**Records for the task:**

— begin —

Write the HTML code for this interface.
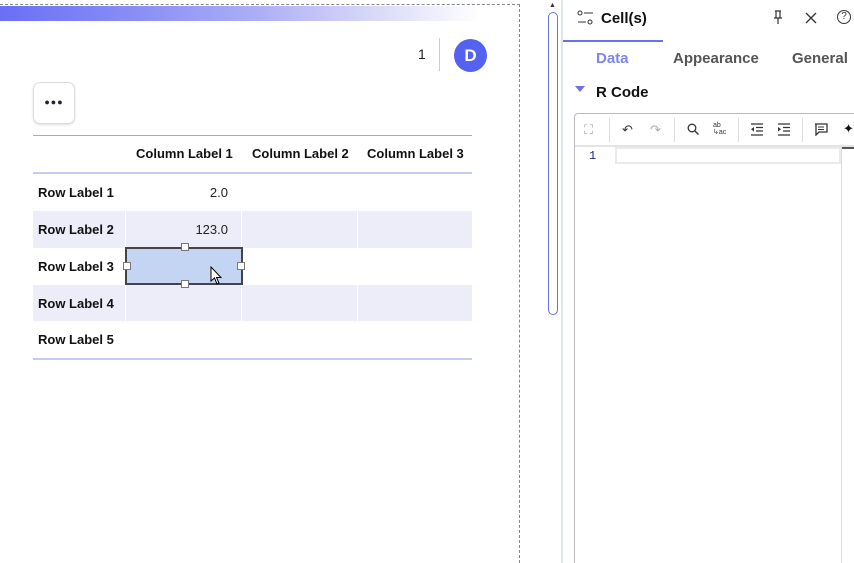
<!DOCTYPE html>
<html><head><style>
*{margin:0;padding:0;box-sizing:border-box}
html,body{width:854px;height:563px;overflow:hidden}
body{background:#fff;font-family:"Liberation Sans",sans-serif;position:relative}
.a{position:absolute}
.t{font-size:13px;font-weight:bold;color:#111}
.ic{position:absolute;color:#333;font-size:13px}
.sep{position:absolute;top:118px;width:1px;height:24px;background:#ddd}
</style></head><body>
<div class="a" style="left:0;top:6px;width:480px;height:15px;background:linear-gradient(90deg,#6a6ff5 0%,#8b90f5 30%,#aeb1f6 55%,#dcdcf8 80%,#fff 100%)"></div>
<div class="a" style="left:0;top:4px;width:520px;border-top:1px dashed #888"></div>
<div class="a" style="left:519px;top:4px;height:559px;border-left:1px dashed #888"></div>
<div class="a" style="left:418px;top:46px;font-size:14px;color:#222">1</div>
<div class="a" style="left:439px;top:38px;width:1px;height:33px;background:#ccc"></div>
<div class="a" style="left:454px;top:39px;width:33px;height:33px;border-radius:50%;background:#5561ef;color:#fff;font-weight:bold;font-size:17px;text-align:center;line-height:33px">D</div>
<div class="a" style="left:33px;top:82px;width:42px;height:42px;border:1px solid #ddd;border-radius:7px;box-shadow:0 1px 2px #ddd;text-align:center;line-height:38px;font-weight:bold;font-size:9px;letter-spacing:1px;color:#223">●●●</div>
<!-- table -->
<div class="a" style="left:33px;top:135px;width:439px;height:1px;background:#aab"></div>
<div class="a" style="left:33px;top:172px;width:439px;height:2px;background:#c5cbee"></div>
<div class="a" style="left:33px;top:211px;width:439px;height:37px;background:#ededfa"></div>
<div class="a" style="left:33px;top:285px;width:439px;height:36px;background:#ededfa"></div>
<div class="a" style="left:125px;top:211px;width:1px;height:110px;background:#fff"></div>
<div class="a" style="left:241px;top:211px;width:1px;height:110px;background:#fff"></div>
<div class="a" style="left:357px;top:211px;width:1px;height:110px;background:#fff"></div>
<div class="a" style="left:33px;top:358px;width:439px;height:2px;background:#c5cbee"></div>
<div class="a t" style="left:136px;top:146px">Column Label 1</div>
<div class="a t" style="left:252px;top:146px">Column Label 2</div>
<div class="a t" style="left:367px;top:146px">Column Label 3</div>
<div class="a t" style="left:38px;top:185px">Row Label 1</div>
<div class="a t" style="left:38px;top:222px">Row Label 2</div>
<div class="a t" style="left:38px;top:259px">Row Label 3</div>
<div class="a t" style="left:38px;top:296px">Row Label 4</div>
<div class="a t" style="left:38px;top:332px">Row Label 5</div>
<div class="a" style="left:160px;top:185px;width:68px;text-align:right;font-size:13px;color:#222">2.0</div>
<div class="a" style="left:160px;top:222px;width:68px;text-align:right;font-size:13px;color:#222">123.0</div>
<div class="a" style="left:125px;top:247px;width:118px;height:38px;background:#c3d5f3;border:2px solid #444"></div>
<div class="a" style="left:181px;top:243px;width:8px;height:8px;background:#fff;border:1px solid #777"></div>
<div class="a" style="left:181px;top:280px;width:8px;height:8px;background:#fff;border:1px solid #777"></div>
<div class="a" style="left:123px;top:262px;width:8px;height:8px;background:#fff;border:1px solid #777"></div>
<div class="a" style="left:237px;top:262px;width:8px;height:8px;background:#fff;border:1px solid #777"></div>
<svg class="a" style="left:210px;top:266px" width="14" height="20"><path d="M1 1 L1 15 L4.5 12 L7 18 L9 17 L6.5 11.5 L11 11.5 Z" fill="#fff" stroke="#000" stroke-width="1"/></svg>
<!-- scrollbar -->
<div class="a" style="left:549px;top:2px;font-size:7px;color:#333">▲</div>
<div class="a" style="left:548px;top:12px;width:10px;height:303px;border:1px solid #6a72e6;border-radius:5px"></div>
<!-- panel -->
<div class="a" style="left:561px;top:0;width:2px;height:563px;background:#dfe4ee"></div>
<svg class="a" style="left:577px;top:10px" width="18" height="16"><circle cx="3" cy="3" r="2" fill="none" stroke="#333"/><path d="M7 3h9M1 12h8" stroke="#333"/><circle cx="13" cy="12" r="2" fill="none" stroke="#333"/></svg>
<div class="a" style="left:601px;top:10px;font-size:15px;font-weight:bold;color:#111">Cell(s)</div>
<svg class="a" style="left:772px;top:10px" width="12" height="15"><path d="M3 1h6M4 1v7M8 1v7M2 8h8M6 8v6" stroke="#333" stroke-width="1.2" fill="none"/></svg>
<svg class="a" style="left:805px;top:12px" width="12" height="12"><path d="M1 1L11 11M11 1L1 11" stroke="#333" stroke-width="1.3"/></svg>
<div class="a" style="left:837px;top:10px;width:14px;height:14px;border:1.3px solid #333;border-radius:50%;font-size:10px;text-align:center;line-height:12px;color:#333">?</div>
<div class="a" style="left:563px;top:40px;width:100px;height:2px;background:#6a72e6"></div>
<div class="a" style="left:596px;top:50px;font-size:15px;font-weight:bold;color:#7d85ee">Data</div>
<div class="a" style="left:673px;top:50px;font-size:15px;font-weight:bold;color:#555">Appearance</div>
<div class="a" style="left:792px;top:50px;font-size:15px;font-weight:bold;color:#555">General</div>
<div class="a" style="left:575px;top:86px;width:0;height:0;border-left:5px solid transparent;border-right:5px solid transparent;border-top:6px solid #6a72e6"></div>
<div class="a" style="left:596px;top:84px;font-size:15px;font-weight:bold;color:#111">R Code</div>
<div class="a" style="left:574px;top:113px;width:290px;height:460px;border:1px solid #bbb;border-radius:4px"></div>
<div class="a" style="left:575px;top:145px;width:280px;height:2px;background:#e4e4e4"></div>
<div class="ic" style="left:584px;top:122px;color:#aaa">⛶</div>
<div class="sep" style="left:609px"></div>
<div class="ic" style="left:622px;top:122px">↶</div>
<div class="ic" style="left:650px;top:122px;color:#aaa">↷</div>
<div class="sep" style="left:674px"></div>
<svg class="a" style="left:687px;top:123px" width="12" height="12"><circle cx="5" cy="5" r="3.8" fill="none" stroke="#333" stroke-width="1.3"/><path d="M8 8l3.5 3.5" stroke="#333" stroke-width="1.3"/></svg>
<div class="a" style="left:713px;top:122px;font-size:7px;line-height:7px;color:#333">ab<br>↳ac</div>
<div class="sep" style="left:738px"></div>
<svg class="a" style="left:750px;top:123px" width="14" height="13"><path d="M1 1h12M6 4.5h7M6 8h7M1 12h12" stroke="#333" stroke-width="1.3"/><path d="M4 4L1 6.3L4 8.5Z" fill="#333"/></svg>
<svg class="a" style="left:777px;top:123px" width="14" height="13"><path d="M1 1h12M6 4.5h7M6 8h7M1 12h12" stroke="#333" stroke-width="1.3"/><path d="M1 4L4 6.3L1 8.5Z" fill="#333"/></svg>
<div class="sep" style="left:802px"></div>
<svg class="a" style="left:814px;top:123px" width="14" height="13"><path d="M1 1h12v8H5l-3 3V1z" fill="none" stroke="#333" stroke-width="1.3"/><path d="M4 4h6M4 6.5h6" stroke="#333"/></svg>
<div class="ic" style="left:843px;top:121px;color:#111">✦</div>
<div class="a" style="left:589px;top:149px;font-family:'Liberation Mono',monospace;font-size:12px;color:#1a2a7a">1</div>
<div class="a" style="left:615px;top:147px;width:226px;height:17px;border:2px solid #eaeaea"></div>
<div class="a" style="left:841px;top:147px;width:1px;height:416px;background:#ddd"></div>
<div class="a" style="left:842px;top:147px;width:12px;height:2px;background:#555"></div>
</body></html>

— end —
— begin —

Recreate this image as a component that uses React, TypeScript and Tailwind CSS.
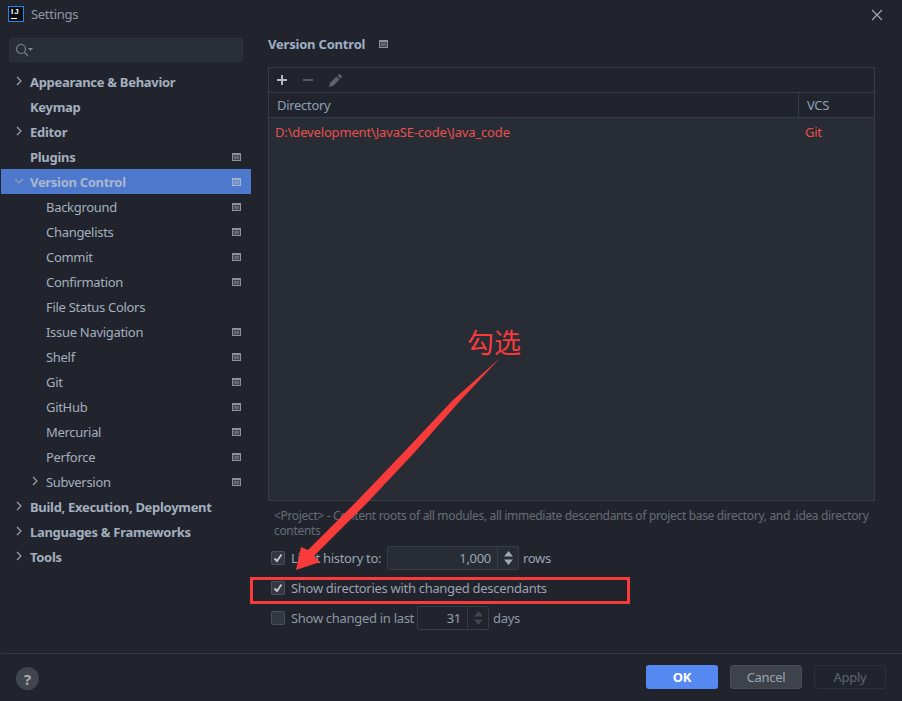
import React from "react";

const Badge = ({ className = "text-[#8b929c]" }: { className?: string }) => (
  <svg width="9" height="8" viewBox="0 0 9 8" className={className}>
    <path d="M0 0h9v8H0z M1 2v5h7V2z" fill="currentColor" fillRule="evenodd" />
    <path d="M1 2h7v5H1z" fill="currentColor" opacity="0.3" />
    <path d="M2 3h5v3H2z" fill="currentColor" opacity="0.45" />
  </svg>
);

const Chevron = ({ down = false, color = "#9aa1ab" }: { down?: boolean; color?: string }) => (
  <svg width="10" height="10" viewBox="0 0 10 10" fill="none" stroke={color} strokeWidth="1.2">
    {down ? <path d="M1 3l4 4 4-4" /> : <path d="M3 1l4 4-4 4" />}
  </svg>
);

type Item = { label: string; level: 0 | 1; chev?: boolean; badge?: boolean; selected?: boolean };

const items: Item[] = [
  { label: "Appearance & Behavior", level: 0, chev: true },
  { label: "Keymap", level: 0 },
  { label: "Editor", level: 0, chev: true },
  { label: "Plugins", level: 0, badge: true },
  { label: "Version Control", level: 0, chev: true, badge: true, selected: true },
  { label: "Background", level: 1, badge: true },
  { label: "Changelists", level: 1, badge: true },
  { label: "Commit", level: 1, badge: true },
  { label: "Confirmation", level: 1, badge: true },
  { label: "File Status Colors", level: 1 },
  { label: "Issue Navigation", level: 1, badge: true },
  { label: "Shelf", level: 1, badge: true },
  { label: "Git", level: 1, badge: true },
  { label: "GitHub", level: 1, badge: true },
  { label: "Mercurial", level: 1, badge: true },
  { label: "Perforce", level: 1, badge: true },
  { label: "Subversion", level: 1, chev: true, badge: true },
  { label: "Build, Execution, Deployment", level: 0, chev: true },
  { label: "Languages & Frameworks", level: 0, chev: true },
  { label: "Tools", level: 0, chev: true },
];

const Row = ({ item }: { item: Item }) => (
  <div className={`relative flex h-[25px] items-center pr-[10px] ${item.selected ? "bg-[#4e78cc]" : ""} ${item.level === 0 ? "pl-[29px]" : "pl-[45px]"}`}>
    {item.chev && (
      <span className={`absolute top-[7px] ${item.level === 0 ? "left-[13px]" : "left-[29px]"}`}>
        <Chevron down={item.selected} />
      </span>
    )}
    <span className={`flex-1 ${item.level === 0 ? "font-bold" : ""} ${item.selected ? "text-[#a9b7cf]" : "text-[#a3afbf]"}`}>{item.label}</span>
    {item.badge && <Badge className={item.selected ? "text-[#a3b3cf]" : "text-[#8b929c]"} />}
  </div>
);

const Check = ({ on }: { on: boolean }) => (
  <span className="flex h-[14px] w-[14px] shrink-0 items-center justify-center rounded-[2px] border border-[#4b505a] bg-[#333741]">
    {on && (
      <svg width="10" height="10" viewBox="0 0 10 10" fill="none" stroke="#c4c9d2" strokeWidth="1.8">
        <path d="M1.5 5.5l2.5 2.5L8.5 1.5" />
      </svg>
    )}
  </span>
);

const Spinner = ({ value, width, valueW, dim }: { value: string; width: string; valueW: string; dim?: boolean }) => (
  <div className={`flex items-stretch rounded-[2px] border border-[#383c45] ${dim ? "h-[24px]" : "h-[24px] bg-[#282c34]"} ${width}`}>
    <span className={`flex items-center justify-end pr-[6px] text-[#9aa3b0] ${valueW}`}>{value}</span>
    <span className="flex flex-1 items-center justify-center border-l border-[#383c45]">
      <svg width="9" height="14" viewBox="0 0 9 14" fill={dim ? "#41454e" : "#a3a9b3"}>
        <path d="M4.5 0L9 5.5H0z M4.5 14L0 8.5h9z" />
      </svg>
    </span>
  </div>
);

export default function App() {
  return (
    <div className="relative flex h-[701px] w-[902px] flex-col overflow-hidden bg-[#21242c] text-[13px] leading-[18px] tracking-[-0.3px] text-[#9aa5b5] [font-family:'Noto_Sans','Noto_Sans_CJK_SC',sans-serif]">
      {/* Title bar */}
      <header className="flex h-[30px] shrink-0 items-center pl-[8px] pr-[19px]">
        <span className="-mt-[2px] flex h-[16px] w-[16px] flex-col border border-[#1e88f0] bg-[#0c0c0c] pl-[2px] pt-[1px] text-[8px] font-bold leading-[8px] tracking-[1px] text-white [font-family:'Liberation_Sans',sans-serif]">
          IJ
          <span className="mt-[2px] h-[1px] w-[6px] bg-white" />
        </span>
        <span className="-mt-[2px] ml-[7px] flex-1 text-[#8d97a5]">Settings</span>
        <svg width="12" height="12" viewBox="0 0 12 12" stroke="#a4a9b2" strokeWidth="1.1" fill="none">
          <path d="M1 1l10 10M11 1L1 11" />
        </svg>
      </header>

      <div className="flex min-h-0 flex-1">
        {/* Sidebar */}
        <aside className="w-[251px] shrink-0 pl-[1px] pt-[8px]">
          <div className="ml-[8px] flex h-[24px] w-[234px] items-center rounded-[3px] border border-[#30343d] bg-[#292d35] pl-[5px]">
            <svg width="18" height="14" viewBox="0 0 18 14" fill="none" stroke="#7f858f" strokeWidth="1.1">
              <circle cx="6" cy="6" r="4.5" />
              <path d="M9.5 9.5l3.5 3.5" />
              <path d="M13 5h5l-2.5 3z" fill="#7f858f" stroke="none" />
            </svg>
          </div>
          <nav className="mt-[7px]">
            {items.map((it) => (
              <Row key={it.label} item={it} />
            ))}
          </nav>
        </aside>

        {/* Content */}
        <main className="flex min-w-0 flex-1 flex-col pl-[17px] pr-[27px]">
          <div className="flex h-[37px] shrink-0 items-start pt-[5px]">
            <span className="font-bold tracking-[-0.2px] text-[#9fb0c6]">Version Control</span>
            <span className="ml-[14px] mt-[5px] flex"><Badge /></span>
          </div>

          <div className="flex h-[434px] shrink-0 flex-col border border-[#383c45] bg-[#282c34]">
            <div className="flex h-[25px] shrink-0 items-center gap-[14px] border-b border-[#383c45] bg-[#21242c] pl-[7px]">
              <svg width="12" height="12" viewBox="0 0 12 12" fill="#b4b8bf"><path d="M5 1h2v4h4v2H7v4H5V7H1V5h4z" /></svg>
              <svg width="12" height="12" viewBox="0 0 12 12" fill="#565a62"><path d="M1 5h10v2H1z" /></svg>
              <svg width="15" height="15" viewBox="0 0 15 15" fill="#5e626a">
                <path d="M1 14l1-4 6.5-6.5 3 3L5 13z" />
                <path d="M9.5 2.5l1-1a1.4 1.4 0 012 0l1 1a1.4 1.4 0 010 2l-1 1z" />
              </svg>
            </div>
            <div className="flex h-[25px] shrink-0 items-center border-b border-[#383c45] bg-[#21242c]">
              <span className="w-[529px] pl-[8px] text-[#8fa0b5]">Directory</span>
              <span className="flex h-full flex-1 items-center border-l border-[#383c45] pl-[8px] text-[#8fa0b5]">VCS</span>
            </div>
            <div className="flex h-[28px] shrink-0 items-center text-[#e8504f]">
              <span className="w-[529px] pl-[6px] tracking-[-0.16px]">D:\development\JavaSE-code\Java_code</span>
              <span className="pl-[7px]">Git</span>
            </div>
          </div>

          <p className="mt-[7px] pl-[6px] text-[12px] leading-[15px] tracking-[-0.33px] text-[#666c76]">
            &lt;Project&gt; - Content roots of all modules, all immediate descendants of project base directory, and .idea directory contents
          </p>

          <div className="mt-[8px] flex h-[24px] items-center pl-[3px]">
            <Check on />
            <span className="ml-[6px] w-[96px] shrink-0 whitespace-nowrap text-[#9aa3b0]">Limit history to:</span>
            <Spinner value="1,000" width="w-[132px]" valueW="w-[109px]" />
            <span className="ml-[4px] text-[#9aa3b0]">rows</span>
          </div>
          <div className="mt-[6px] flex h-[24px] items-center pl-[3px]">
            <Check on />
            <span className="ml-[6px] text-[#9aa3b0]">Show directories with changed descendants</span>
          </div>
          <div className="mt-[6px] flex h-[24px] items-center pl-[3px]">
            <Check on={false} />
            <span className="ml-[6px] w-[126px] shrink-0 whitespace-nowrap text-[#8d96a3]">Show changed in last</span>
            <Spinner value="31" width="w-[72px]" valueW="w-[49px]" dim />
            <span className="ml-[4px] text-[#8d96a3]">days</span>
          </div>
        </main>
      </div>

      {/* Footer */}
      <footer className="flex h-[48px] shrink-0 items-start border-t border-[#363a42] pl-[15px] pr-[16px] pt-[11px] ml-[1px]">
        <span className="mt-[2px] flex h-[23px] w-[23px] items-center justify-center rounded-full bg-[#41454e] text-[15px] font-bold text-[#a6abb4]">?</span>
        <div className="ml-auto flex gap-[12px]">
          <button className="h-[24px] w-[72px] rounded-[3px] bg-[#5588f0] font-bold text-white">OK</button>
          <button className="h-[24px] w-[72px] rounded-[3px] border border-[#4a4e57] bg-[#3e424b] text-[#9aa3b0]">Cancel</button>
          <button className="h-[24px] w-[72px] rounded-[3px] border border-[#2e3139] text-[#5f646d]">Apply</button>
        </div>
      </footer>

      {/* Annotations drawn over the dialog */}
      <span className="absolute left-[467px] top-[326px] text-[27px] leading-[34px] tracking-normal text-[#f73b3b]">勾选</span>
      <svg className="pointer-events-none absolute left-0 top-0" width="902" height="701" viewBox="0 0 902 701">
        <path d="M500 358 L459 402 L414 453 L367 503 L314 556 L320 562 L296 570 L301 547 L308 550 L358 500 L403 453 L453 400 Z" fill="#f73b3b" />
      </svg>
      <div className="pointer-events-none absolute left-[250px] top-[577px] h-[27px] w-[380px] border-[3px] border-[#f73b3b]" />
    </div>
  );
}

— end —
— begin —

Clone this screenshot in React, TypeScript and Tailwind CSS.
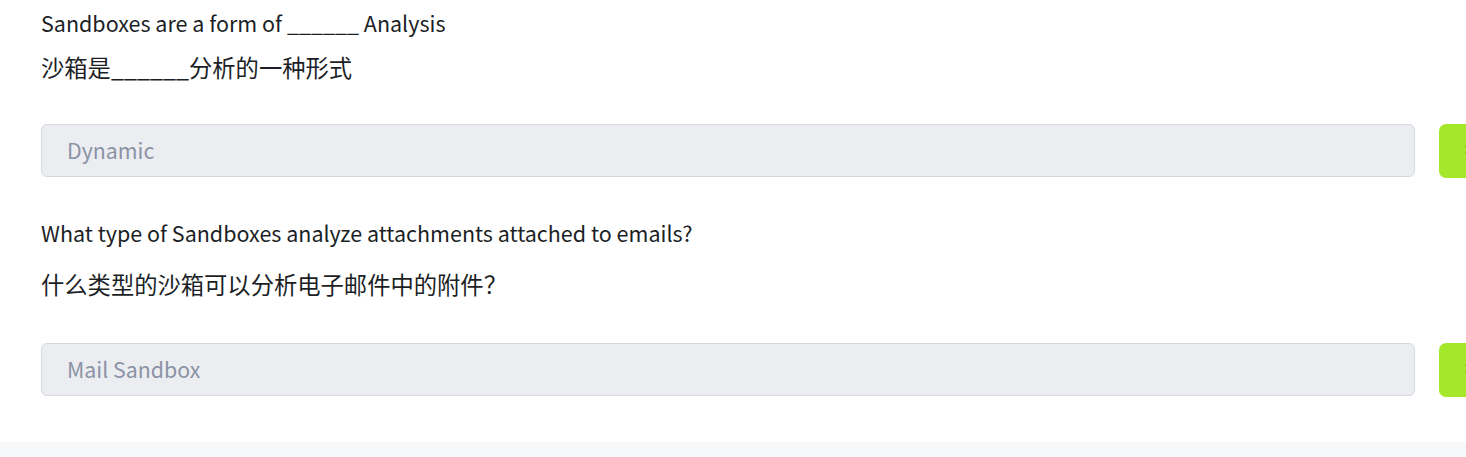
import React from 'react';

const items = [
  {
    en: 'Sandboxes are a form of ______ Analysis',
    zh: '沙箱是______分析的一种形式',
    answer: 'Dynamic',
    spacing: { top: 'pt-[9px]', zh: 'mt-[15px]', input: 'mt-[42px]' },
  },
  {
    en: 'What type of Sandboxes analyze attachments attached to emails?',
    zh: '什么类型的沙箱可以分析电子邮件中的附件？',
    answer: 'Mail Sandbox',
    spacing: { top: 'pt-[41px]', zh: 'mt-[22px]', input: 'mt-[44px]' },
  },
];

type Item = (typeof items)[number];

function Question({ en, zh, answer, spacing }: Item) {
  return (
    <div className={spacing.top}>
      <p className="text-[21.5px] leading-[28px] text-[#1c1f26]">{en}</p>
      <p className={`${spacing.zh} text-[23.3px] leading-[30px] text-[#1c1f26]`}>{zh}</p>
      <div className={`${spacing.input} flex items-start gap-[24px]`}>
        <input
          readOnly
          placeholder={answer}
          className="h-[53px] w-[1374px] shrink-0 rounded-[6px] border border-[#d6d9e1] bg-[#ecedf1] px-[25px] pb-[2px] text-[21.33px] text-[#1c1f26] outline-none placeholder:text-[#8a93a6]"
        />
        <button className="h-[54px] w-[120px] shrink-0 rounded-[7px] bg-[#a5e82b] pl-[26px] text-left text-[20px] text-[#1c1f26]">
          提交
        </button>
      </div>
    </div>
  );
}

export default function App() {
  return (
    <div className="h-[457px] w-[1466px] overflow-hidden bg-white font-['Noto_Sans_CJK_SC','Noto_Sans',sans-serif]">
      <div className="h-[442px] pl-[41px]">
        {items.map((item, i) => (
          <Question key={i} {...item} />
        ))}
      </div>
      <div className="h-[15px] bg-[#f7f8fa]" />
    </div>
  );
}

— end —

Begin with the line where "Clone this screenshot" appears and end with the line where "type Item = (typeof items)[number];" appears. Copy only that stretch, exactly, with no pictures.

Clone this screenshot in React, TypeScript and Tailwind CSS.
import React from 'react';

const items = [
  {
    en: 'Sandboxes are a form of ______ Analysis',
    zh: '沙箱是______分析的一种形式',
    answer: 'Dynamic',
    spacing: { top: 'pt-[9px]', zh: 'mt-[15px]', input: 'mt-[42px]' },
  },
  {
    en: 'What type of Sandboxes analyze attachments attached to emails?',
    zh: '什么类型的沙箱可以分析电子邮件中的附件？',
    answer: 'Mail Sandbox',
    spacing: { top: 'pt-[41px]', zh: 'mt-[22px]', input: 'mt-[44px]' },
  },
];

type Item = (typeof items)[number];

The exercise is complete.